Construction Date(s)

Listed on the Canadian Register: 2010/01/20

Statement of Significance

Description of Historic Place

The Kerr Residence is a modest one-and-one-half storey vernacular bungalow, with a front-gabled roof and details influenced by the Craftsman style. It is located on a semi-rural property, along historic Arthur Drive, with a deep setback from the road frontage.

Heritage Value

The Kerr Residence is significant as the long-term home of James Edward Kerr and Margaret Arsilla Kerr (nee Smythe, 1880-1943), who purchased this property in 1921 and lived here for the rest of their lives. The house was built circa 1916, and although there were several owners on record before the Kerrs made it their home, they are remembered as the longest and most significant residents. James Kerr (1871-1956), originally from Ontario, was a freight contractor with the Fraser Valley Milk Producers' Association, and hauled milk from East Delta to their Vancouver plant. The date of wartime construction demonstrates the agricultural boom that occurred during the First World War, a time when rising food prices brought new prosperity to local farms. Many local farm residences were built during the war years, an unusual pattern at a time when there was little other domestic construction in the province. There are a number of other residences on Arthur Drive that were also built at this time.

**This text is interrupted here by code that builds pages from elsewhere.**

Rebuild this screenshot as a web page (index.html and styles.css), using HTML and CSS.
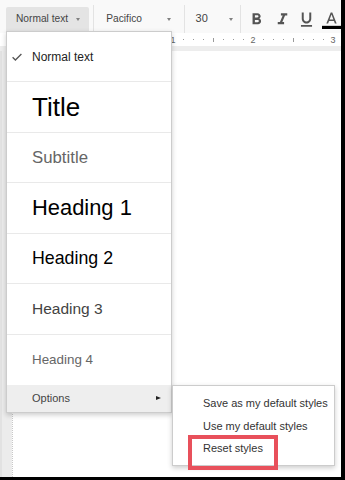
FILE: index.html
```html
<!DOCTYPE html>
<html>
<head>
<meta charset="utf-8">
<link rel="stylesheet" href="styles.css">
</head>
<body>
<div class="screen">
  <div class="toolbar">
    <div class="tb-btn tb-style"><span>Normal text</span><span class="caret"></span></div>
    <div class="sep"></div>
    <div class="tb-btn tb-font"><span>Pacifico</span><span class="caret"></span></div>
    <div class="sep"></div>
    <div class="tb-btn tb-size"><span>30</span><span class="caret"></span></div>
    <div class="sep"></div>
    <svg class="icon i-bold" viewBox="0 0 24 24"><path d="M15.6 10.79c.97-.67 1.65-1.770 1.65-2.79 0-2.26-1.75-4-4-4H7v14h7.04c2.09 0 3.71-1.7 3.71-3.79 0-1.52-.86-2.82-2.15-3.42zM10 6.5h3c.83 0 1.5.67 1.5 1.5s-.67 1.5-1.5 1.5h-3v-3zm3.5 9H10v-3h3.5c.83 0 1.5.67 1.5 1.5s-.67 1.5-1.5 1.5z"/></svg>
    <svg class="icon i-italic" viewBox="0 0 24 24"><path d="M10 4v3h2.21l-3.42 8H6v3h8v-3h-2.21l3.42-8H18V4z"/></svg>
    <svg class="icon i-under" viewBox="0 0 24 24"><path d="M12 17c3.31 0 6-2.69 6-6V3h-2.5v8c0 1.93-1.570 3.5-3.5 3.5S8.5 12.93 8.5 11V3H6v8c0 3.31 2.69 6 6 6zm-7 2v2h14v-2H5z"/></svg>
    <svg class="icon i-color" viewBox="0 0 24 24"><path d="M11 3L5.5 17h2.25l1.12-3h6.25l1.12 3h2.25L13 3h-2zm-1.38 9L12 5.67 14.38 12H9.62z"/><rect x="0" y="20" width="24" height="4" fill="#000"/></svg>
  </div>
  <div class="ruler">
    <span class="cell"><i class="dot"></i></span><span class="cell"><i class="dot"></i></span><span class="cell"><i class="dot"></i></span><span class="cell"><i class="tick"></i></span><span class="cell"><i class="dot"></i></span><span class="cell"><i class="dot"></i></span><span class="cell"><i class="dot"></i></span><span class="cell"><i class="dot"></i></span>
    <span class="cell"><i class="dot"></i></span><span class="cell"><i class="dot"></i></span><span class="cell"><i class="dot"></i></span><span class="cell"><i class="tick"></i></span><span class="cell"><i class="dot"></i></span><span class="cell"><i class="dot"></i></span><span class="cell"><i class="dot"></i></span><span class="cell"><i class="dot"></i></span>
    <span class="cell num">1</span><span class="cell"><i class="dot"></i></span><span class="cell"><i class="dot"></i></span><span class="cell"><i class="dot"></i></span><span class="cell"><i class="tick"></i></span><span class="cell"><i class="dot"></i></span><span class="cell"><i class="dot"></i></span><span class="cell"><i class="dot"></i></span>
    <span class="cell num">2</span><span class="cell"><i class="dot"></i></span><span class="cell"><i class="dot"></i></span><span class="cell"><i class="dot"></i></span><span class="cell"><i class="tick"></i></span><span class="cell"><i class="dot"></i></span><span class="cell"><i class="dot"></i></span><span class="cell"><i class="dot"></i></span>
    <span class="cell num">3</span>
  </div>
  <div class="band"></div>
  <div class="workspace">
    <div class="gutter"></div>
    <div class="page"></div>
  </div>

  <div class="menu">
    <div class="item i-normal"><span class="mark"><svg class="check" viewBox="0 0 10 8"><path d="M0.6 4.2 L3.4 7 L9.4 1" fill="none" stroke="#555" stroke-width="1.3"/></svg></span><span>Normal text</span></div>
    <div class="item i-title"><span class="mark"></span><span>Title</span></div>
    <div class="item i-subtitle"><span class="mark"></span><span>Subtitle</span></div>
    <div class="item i-h1"><span class="mark"></span><span>Heading 1</span></div>
    <div class="item i-h2"><span class="mark"></span><span>Heading 2</span></div>
    <div class="item i-h3"><span class="mark"></span><span>Heading 3</span></div>
    <div class="item i-h4"><span class="mark"></span><span>Heading 4</span></div>
    <div class="options"><span class="mark"></span><span class="opt-label">Options</span><span class="arrow"></span></div>
  </div>

  <div class="submenu">
    <div class="sub-item">Save as my default styles</div>
    <div class="sub-item">Use my default styles</div>
    <div class="sub-item">Reset styles</div>
  </div>

  <div class="highlight"></div>
</div>
</body>
</html>
```

FILE: styles.css
```css
* { box-sizing: border-box; }

html, body {
  margin: 0;
  padding: 0;
  background: #fff;
}

body {
  font-family: "Liberation Sans", Arial, sans-serif;
  color: #222;
}

.screen {
  position: relative;
  width: 345px;
  height: 480px;
  overflow: hidden;
  display: flex;
  flex-direction: column;
  border-right: 4px solid #000;
  border-bottom: 3px solid #000;
  background: #fff;
}

/* toolbar */
.toolbar {
  height: 33px;
  flex: none;
  display: flex;
  align-items: stretch;
  padding-top: 5px;
  background: #f9f9f9;
}

.tb-btn {
  align-self: flex-start;
  margin-top: 2px;
  height: 22px;
  display: flex;
  align-items: center;
  justify-content: space-between;
  font-size: 10.2px;
  color: #444;
}

.tb-style {
  margin-left: 6px;
  width: 86px;
  height: 26px;
  padding: 0 9px 4px 10px;
  background: #e4e4e4;
  border-radius: 2px 2px 0 0;
  margin-right: 4px;
}

.tb-font {
  width: 92px;
  padding: 0 13px 0 12px;
}

.tb-size {
  width: 57px;
  padding: 0 7px 0 11px;
  font-size: 11px;
}

.caret {
  width: 0;
  height: 0;
  border-left: 2.5px solid transparent;
  border-right: 2.5px solid transparent;
  border-top: 3px solid #808080;
  margin-top: 2px;
}

.sep {
  width: 1px;
  background: #e3e3e3;
  flex: none;
}

.icon {
  flex: none;
  width: 19px;
  height: 19px;
  align-self: flex-start;
  margin-top: 5px;
  fill: #555;
}

.i-bold { margin-left: 6px; }
.i-italic { margin-left: 7px; }
.i-under { margin-left: 5px; }
.i-color { margin-left: 6px; }

/* ruler */
.ruler {
  height: 13px;
  flex: none;
  display: flex;
  padding-left: 8px;
  background: #fff;
}

.cell {
  flex: none;
  width: 10px;
  display: flex;
  align-items: center;
  justify-content: center;
  font-size: 9px;
  color: #666;
}

.dot {
  width: 1px;
  height: 1px;
  background: #9a9a9a;
}

.tick {
  width: 1px;
  height: 4px;
  background: #9a9a9a;
}

.band {
  height: 5px;
  flex: none;
  background: #ededed;
}

/* document area */
.workspace {
  flex: 1;
  display: flex;
}

.gutter {
  width: 12px;
  flex: none;
  background: #ececec;
  border-left: 2px solid #e2e2e2;
}

.page {
  flex: 1;
  background: #fff;
  border-left: 1px dotted #c8c8c8;
}

/* style menu */
.menu {
  position: absolute;
  left: 6px;
  top: 31px;
  width: 166px;
  background: #fff;
  border: 1px solid rgba(0, 0, 0, 0.2);
  box-shadow: 0 2px 5px rgba(0, 0, 0, 0.2);
}

.item {
  height: 50.43px;
  display: flex;
  align-items: center;
  border-bottom: 1px solid #e9e9e9;
  color: #000;
  white-space: nowrap;
}

.item:nth-child(7) { border-bottom: none; }

.mark {
  flex: none;
  width: 25px;
  padding-left: 5px;
  display: flex;
  align-items: center;
}

.check {
  width: 10px;
  height: 8px;
}

.i-normal { font-size: 12px; color: #222; }
.i-title { font-size: 26px; }
.i-subtitle { font-size: 16.8px; color: #666; }
.i-h1 { font-size: 21.9px; }
.i-h2 { font-size: 17.8px; }
.i-h3 { font-size: 15.5px; color: #434343; }
.i-h4 { font-size: 13.4px; color: #666; }

.options {
  height: 27px;
  display: flex;
  align-items: center;
  background: #eeeeee;
  font-size: 11px;
  color: #444;
  padding-right: 10px;
}

.opt-label { flex: 1; }

.arrow {
  width: 0;
  height: 0;
  border-top: 2.5px solid transparent;
  border-bottom: 2.5px solid transparent;
  border-left: 5px solid #222;
}

/* options submenu */
.submenu {
  position: absolute;
  left: 172px;
  top: 385px;
  width: 163px;
  height: 81px;
  padding-top: 6px;
  background: #fff;
  border: 1px solid rgba(0, 0, 0, 0.2);
  box-shadow: 0 2px 5px rgba(0, 0, 0, 0.2);
}

.sub-item {
  height: 22.5px;
  display: flex;
  align-items: center;
  padding-left: 30px;
  font-size: 11px;
  color: #333;
  white-space: nowrap;
}

.highlight {
  position: absolute;
  left: 188px;
  top: 435px;
  width: 90px;
  height: 35px;
  border: 4px solid #e8505b;
}
```
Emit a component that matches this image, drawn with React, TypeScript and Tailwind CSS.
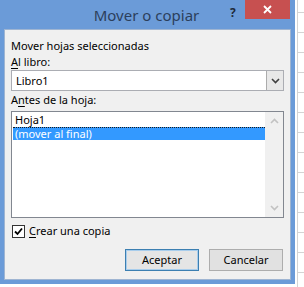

Additionally, the Kerr Residence is of heritage value for its Craftsman influences. The house is a modest and restrained example of this architectural style, which was the most popular housing style during the early twentieth century. The Craftsman style was typified by rational space planning, the use of natural materials and a mix of traditional design elements inspired by the Arts and Crafts movement in England. The Kerr Residence is prominent along the early and well-established residential corridor and thoroughfare of Arthur Drive.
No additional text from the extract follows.